Re: jsonb format is pessimal for toast compression

From
Bruce Momjian
Date:
On Thu, Sep 25, 2014 at 06:01:08PM +0200, Andres Freund wrote:
> But independent of which version is chosen, we *REALLY* need to make the
> decision soon. This issue has held up the next beta (like jsonb has
> blocked previous beta) for *weeks*.
> 
> Personally it doesn't make me very happy that Heikki and Tom had to be
> the people stepping up to fix this.

I think there are a few reasons this has been delayed, aside from the
scheduling ones:
1.  compression issues were a surprise, and we are wondering if    there are any other surprises2.  pg_upgrade makes
futuredata format changes problematic3.  9.3 multi-xact bugs spooked us into being more careful
 

I am not sure what we can do to increase our speed based on these items.

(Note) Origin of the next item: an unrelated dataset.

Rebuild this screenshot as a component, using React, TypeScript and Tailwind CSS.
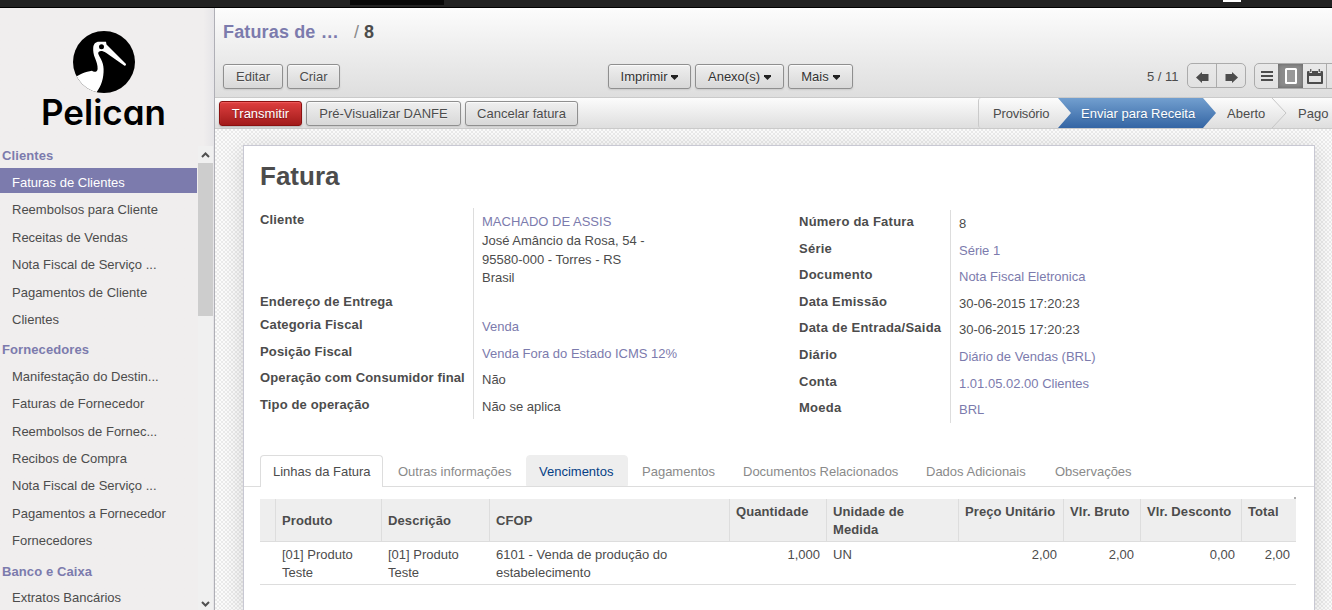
import React from "react";

const btn =
  "flex h-[25px] shrink-0 items-center justify-center rounded-[3px] border border-[#8f8f8f] bg-gradient-to-b from-[#efefef] to-[#d8d8d8] pt-px text-[13px] text-[#4c4c4c] shadow-[0_1px_2px_rgba(0,0,0,0.1),inset_0_1px_1px_rgba(255,255,255,0.8)] [text-shadow:0_1px_1px_rgba(255,255,255,0.5)]";

type Section = { title: string; items: string[] };

const sections: Section[] = [
  {
    title: "Clientes",
    items: [
      "Faturas de Clientes",
      "Reembolsos para Cliente",
      "Receitas de Vendas",
      "Nota Fiscal de Serviço ...",
      "Pagamentos de Cliente",
      "Clientes",
    ],
  },
  {
    title: "Fornecedores",
    items: [
      "Manifestação do Destin...",
      "Faturas de Fornecedor",
      "Reembolsos de Fornec...",
      "Recibos de Compra",
      "Nota Fiscal de Serviço ...",
      "Pagamentos a Fornecedor",
      "Fornecedores",
    ],
  },
  { title: "Banco e Caixa", items: ["Extratos Bancários"] },
];

function Logo() {
  return (
    <div className="flex h-[138px] shrink-0 flex-col items-center pt-[23px] pr-[7px]">
      <svg className="size-[62px] shrink-0" viewBox="0 0 62 62">
        <defs>
          <clipPath id="disc">
            <circle cx="31" cy="31" r="31" />
          </clipPath>
        </defs>
        <circle cx="31" cy="31" r="31" fill="#000" />
        <g clipPath="url(#disc)">
          <path
            fill="#fff"
            d="M0 48 C5 44 13 40.500 19 39.800 C20.500 41.500 24.500 41.300 24.600 38 C24.800 34 23.500 31 22 27 C20.500 23.500 20 20 20.200 17 C20.500 13 22.500 10.800 26 10.800 L33 10.800 L33.500 13.500 L53 33 Q53.300 35 51.500 34.800 L33 21.700 C29 19 25 19.500 25.200 22.500 C26 26 30.500 30 30.600 38 C30.800 47 28.500 55 23 62 L0 62 Z"
          />
          <circle cx="28.500" cy="15.700" r="2.500" fill="#000" />
        </g>
      </svg>
      <div className="mt-[-3px] font-['Inter',sans-serif] text-[35px] leading-[44px] font-semibold text-black [font-feature-settings:'cv11']">
        Pelican
      </div>
    </div>
  );
}

function Sidebar() {
  return (
    <aside className="flex w-[215px] shrink-0 flex-col overflow-hidden border-r border-[#afafb6] bg-gradient-to-r from-[#f0eeee] from-95% to-[#e6e5e8]">
      <Logo />
      <div className="flex min-h-0 flex-1">
        <nav className="w-[197px] shrink-0 overflow-hidden">
          {sections.map((s, i) => (
            <div key={s.title} className={i === 0 ? "" : "pt-2"}>
              <div
                className={`${i === 0 ? "h-[22px]" : "h-[21.5px]"} pl-[2px] text-[13px] leading-[19px] font-bold tracking-[0.1px] text-[#7c7bad]`}
              >
                {s.title}
              </div>
              {s.items.map((t, j) => (
                <div key={t} className="h-[27.4px]">
                  <div
                    className={
                      i === 0 && j === 0
                        ? "h-[25px] bg-[#7c7bad] pl-3 text-[13px] leading-[29px] text-white"
                        : "h-[25px] pl-3 text-[13px] leading-[29px] text-[#4c4c4c]"
                    }
                  >
                    {t}
                  </div>
                </div>
              ))}
            </div>
          ))}
        </nav>
        <div className="ml-px flex w-[15px] shrink-0 flex-col items-center bg-[#f0f0f0]">
          <svg className="h-[17px] w-[15px] shrink-0" viewBox="0 0 15 17">
            <path d="M4 11 L7.500 7.500 L11 11" fill="none" stroke="#505050" strokeWidth="2" />
          </svg>
          <div className="h-[153px] w-full bg-[#cdcdcd]" />
          <div className="flex-1" />
          <svg className="h-[15px] w-[15px] shrink-0" viewBox="0 0 15 15">
            <path d="M4 7 L7.500 10.500 L11 7" fill="none" stroke="#505050" strokeWidth="2" />
          </svg>
        </div>
      </div>
    </aside>
  );
}

function Caret() {
  return (
    <svg className="ml-[4px] h-[5px] w-[7px]" viewBox="0 0 7 5">
      <path d="M0 0 H7 V1.500 L3.500 5 L0 1.500 Z" fill="#222" />
    </svg>
  );
}

function Arrow({ flip }: { flip?: boolean }) {
  return (
    <svg className={flip ? "h-[11px] w-[13px] rotate-180" : "h-[11px] w-[13px]"} viewBox="0 0 13 11">
      <path d="M0 5.500 L6 0 V2 H12.500 V9 H6 V11 Z" fill="#4c4c4c" />
    </svg>
  );
}

function Header() {
  return (
    <header className="flex h-[90px] shrink-0 flex-col border-b border-[#cacaca] bg-gradient-to-b from-[#fcfcfc] to-[#dedede]">
      <div className="flex h-[56px] shrink-0 pl-2 text-[18px] leading-[48px] font-bold">
        <span className="w-[131px] tracking-[0.15px] text-[#7c7bad]">Faturas de …</span>
        <span className="w-[10px] font-normal text-[#8a8a8a]">/</span>
        <span className="text-[#4c4c4c]">8</span>
      </div>
      <div className="flex pl-2">
        <button className={`${btn} w-[60px]`}>Editar</button>
        <button className={`${btn} ml-1 w-[53px]`}>Criar</button>
        <button className={`${btn} ml-[268px] w-[83px] text-[#333333]`}>Imprimir<Caret /></button>
        <button className={`${btn} ml-1 w-[89px] text-[#333333]`}>Anexo(s)<Caret /></button>
        <button className={`${btn} ml-1 w-[65px] text-[#333333]`}>Mais<Caret /></button>
        <span className="ml-[294px] w-[40px] shrink-0 text-[13px] leading-[26px] text-[#4c4c4c]">5 / 11</span>
        <div className="mt-[-1px] flex h-[25px] w-[59px] shrink-0 rounded-[5px] border border-[#ababab]">
          <div className="flex w-[29px] items-center justify-center border-r border-[#ababab] pt-[3px]">
            <Arrow />
          </div>
          <div className="flex flex-1 items-center justify-center pt-[3px]">
            <Arrow flip />
          </div>
        </div>
        <div className="mt-[-1px] ml-2 flex h-[26px] w-[98px] shrink-0 overflow-hidden rounded-[5px] border border-[#ababab]">
          <div className="flex w-[23px] items-center justify-center">
            <svg className="h-[10px] w-[12px]" viewBox="0 0 12 10">
              <path d="M0 1H12M0 5H12M0 9H12" stroke="#4c4c4c" strokeWidth="2" />
            </svg>
          </div>
          <div className="flex w-[25px] items-center justify-center bg-[#8c8c8c] shadow-[inset_0_0_4px_rgba(0,0,0,0.3)]">
            <svg className="h-[16px] w-[12px]" viewBox="0 0 12 16">
              <rect x="1" y="1" width="10" height="14" rx="0.500" fill="#999" stroke="#fff" strokeWidth="2" />
            </svg>
          </div>
          <div className="flex w-[24px] items-center justify-center border-r border-[#ababab]">
            <svg className="h-[15px] w-[16px]" viewBox="0 0 16 15">
              <path
                fill="#4c4c4c"
                fillRule="evenodd"
                d="M1 2 H2.500 V4 H5 V2 H11 V4 H13.500 V2 H15 Q16 2 16 3 V14 Q16 15 15 15 H1 Q0 15 0 14 V3 Q0 2 1 2 Z M2 7 V13 H14 V7 Z"
              />
              <path d="M3.750 0V3M12.250 0V3" stroke="#4c4c4c" strokeWidth="1.200" />
            </svg>
          </div>
        </div>
      </div>
    </header>
  );
}

function StatusBar() {
  return (
    <div className="flex h-[31px] shrink-0 border-b border-[#cacaca] bg-gradient-to-b from-[#fcfcfc] to-[#dedede] pl-1 text-[13px] text-[#4c4c4c]">
      <button className="mt-[3px] flex h-[25px] w-[83px] shrink-0 items-center justify-center rounded-[3px] border border-[#8a1010] bg-gradient-to-b from-[#df3f3f] to-[#a21a1a] pt-px text-white shadow-[0_1px_2px_rgba(0,0,0,0.2),inset_0_1px_1px_rgba(255,120,120,0.5)] [text-shadow:0_1px_1px_rgba(0,0,0,0.3)]">
        Transmitir
      </button>
      <button className={`${btn} mt-[3px] ml-1 w-[155px]`}>Pré-Visualizar DANFE</button>
      <button className={`${btn} mt-[3px] ml-1 w-[113px]`}>Cancelar fatura</button>
      <div className="ml-[400px] flex h-[30px] shrink-0 leading-[32px]">
        <div className="w-[79px] rounded-l-[3px] border-l border-[#cacaca] pl-[14px] tracking-[-0.15px]">Provisório</div>
        <div className="relative h-[30px] w-[159px] shrink-0 pl-[24px] text-white">
          <svg className="absolute inset-0 h-[30px] w-[159px]" viewBox="0 0 159 30">
            <defs>
              <linearGradient id="active" x1="0" y1="0" x2="0" y2="1">
                <stop offset="0" stopColor="#729fcf" />
                <stop offset="1" stopColor="#3465a4" />
              </linearGradient>
            </defs>
            <path d="M1 0 H146 L159 15 L146 30 H1 L14 15 Z" fill="url(#active)" />
          </svg>
          <span className="relative whitespace-nowrap [text-shadow:0_1px_1px_rgba(0,0,0,0.2)]">Enviar para Receita</span>
        </div>
        <div className="w-[55px] pl-[11px]">Aberto</div>
        <svg className="h-[30px] w-[16px] shrink-0" viewBox="0 0 16 30">
          <path d="M1 0 L15 15 L1 30" fill="none" stroke="#c6c6c6" />
        </svg>
        <div className="pl-[11px]">Pago</div>
      </div>
    </div>
  );
}

type Row = { label: string; value: string; link?: boolean; h: string; extra?: string[] };

const left: Row[] = [
  {
    label: "Cliente",
    value: "MACHADO DE ASSIS",
    link: true,
    h: "h-[82px]",
    extra: ["José Amâncio da Rosa, 54 -", "95580-000 - Torres - RS", "Brasil"],
  },
  { label: "Endereço de Entrega", value: "", h: "h-[23px]" },
  { label: "Categoria Fiscal", value: "Venda", link: true, h: "h-[27px]" },
  { label: "Posição Fiscal", value: "Venda Fora do Estado ICMS 12%", link: true, h: "h-[26px]" },
  { label: "Operação com Consumidor final", value: "Não", h: "h-[27px]" },
  { label: "Tipo de operação", value: "Não se aplica", h: "h-[26px]" },
];

const right: Row[] = [
  { label: "Número da Fatura", value: "8", h: "h-[27px]" },
  { label: "Série", value: "Série 1", link: true, h: "h-[26px]" },
  { label: "Documento", value: "Nota Fiscal Eletronica", link: true, h: "h-[27px]" },
  { label: "Data Emissão", value: "30-06-2015 17:20:23", h: "h-[26px]" },
  { label: "Data de Entrada/Saida", value: "30-06-2015 17:20:23", h: "h-[27px]" },
  { label: "Diário", value: "Diário de Vendas (BRL)", link: true, h: "h-[27px]" },
  { label: "Conta", value: "1.01.05.02.00 Clientes", link: true, h: "h-[26px]" },
  { label: "Moeda", value: "BRL", link: true, h: "h-[27px]" },
];

function Fields({ rows, labelClass }: { rows: Row[]; labelClass: string }) {
  return (
    <div>
      {rows.map((r) => (
        <div key={r.label} className={`flex ${r.h}`}>
          <div className={`${labelClass} shrink-0 leading-[24px] font-bold whitespace-nowrap`}>{r.label}</div>
          <div className="border-l border-[#dddddd] pl-2 whitespace-nowrap">
            <div className={r.link ? "leading-[28px] text-[#7c7bad]" : "leading-[28px]"}>{r.value}</div>
            {r.extra && (
              <div className="mt-[-4px] leading-[18.5px]">
                {r.extra.map((e) => (
                  <div key={e}>{e}</div>
                ))}
              </div>
            )}
          </div>
        </div>
      ))}
    </div>
  );
}

const tabs = [
  { t: "Linhas da Fatura", c: "w-[123px] mr-[2px] h-[32px] rounded-t-[4px] border border-b-0 border-[#dddddd] bg-white text-[#4c4c4c]" },
  { t: "Outras informações", c: "w-[139px] mr-[2px] border border-transparent text-[#8a8a8a]" },
  { t: "Vencimentos", c: "w-[102px] mr-px h-[31px] rounded-t-[4px] border border-[#eeeeee] bg-[#eeeeee] text-[#064085]" },
  { t: "Pagamentos", c: "w-[101px] border border-transparent text-[#8a8a8a]" },
  { t: "Documentos Relacionados", c: "w-[183px] border border-transparent text-[#8a8a8a]" },
  { t: "Dados Adicionais", c: "w-[129px] border border-transparent text-[#8a8a8a]" },
  { t: "Observações", c: "w-[102px] border border-transparent text-[#8a8a8a]" },
];

const cols = [
  { t: "Produto", v: "[01] Produto Teste", w: "w-[106px]", mid: true, num: false },
  { t: "Descrição", v: "[01] Produto Teste", w: "w-[108px]", mid: true, num: false },
  { t: "CFOP", v: "6101 - Venda de produção do estabelecimento", w: "w-[240px]", mid: true, num: false },
  { t: "Quantidade", v: "1,000", w: "w-[97px]", mid: false, num: true },
  { t: "Unidade de Medida", v: "UN", w: "w-[132px]", mid: false, num: false },
  { t: "Preço Unitário", v: "2,00", w: "w-[105px]", mid: false, num: true },
  { t: "Vlr. Bruto", v: "2,00", w: "w-[77px]", mid: false, num: true },
  { t: "Vlr. Desconto", v: "0,00", w: "w-[101px]", mid: false, num: true },
  { t: "Total", v: "2,00", w: "w-[55px]", mid: false, num: true },
];

function Sheet() {
  return (
    <div className="mt-4 ml-7 flex w-[1072px] flex-col border border-b-0 border-[#c8c8d3] bg-white text-[13px] text-[#4c4c4c] shadow-[0_4px_20px_rgba(0,0,0,0.15)]">
      <h1 className="h-[62px] shrink-0 pl-4 text-[26px] leading-[60px] font-bold">Fatura</h1>
      <div className="flex h-[247px] shrink-0 pl-4">
        <div className="w-[539px] shrink-0">
          <Fields rows={left} labelClass="w-[213px] tracking-[0.14px]" />
        </div>
        <div className="pt-[2px]">
          <Fields rows={right} labelClass="w-[151px] tracking-[0.24px]" />
        </div>
      </div>
      <div className="flex h-[32px] shrink-0 border-b border-[#dddddd] pl-4">
        {tabs.map((x) => (
          <div key={x.t} className={`shrink-0 pl-[12px] leading-[31px] whitespace-nowrap ${x.c}`}>
            {x.t}
          </div>
        ))}
      </div>
      <div className="flex h-3 w-[1052px] shrink-0 justify-end pt-[10px]">
        <div className="size-[2px] bg-[#b0b0b0]" />
      </div>
      <div className="ml-4 flex h-[43px] w-[1036px] shrink-0 border-b border-[#dddddd] bg-[#eeeeee] pl-[15px] leading-[18px] font-bold tracking-[0.1px]">
        {cols.map((c) => (
          <div
            key={c.t}
            className={`${c.w} shrink-0 border-l border-[#dddddd] pl-[6px] ${c.mid ? "pt-[13px]" : "pt-[4px]"} ${c.t === "Unidade de Medida" ? "pr-[30px]" : ""}`}
          >
            {c.t}
          </div>
        ))}
      </div>
      <div className="ml-4 flex h-[43px] w-[1036px] shrink-0 border-b border-[#dddddd] pt-[4px] pl-[15px] leading-[18px]">
        {cols.map((c) => (
          <div key={c.t} className={`${c.w} shrink-0 pl-[7px] ${c.num ? "pr-[6px] text-right" : "pr-[18px]"}`}>
            {c.v}
          </div>
        ))}
      </div>
    </div>
  );
}

export default function App() {
  return (
    <div className="flex h-[610px] w-[1332px] flex-col overflow-hidden bg-white font-['Liberation_Sans',Arial,sans-serif]">
      <div className="flex h-2 shrink-0 border-b border-black bg-[#222222]">
        <div className="ml-[350px] h-[5px] w-[94px] bg-[#080808]" />
        <div className="ml-[779px] h-[2px] w-[18px] bg-white" />
      </div>
      <div className="flex min-h-0 flex-1">
        <Sidebar />
        <main className="flex min-w-0 flex-1 flex-col overflow-hidden">
          <Header />
          <StatusBar />
          <div className="flex min-h-0 flex-1 overflow-hidden bg-[conic-gradient(#eaeaea_25%,#fbfbfb_0_50%,#eaeaea_0_75%,#fbfbfb_0)] bg-[length:4px_4px]">
            <Sheet />
          </div>
        </main>
      </div>
    </div>
  );
}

--  Bruce Momjian  <bruce@momjian.us>        http://momjian.us EnterpriseDB
http://enterprisedb.com
 + Everyone has their own god. +



Re: jsonb format is pessimal for toast compression

From
Josh Berkus
Date:
On 09/25/2014 10:14 AM, Bruce Momjian wrote:
> On Thu, Sep 25, 2014 at 06:01:08PM +0200, Andres Freund wrote:
>> But independent of which version is chosen, we *REALLY* need to make the
>> decision soon. This issue has held up the next beta (like jsonb has
>> blocked previous beta) for *weeks*.
>>
>> Personally it doesn't make me very happy that Heikki and Tom had to be
>> the people stepping up to fix this.
> 
> I think there are a few reasons this has been delayed, aside from the
> scheduling ones:
> 
>     1.  compression issues were a surprise, and we are wondering if
>         there are any other surprises
>     2.  pg_upgrade makes future data format changes problematic
>     3.  9.3 multi-xact bugs spooked us into being more careful
> 
> I am not sure what we can do to increase our speed based on these items.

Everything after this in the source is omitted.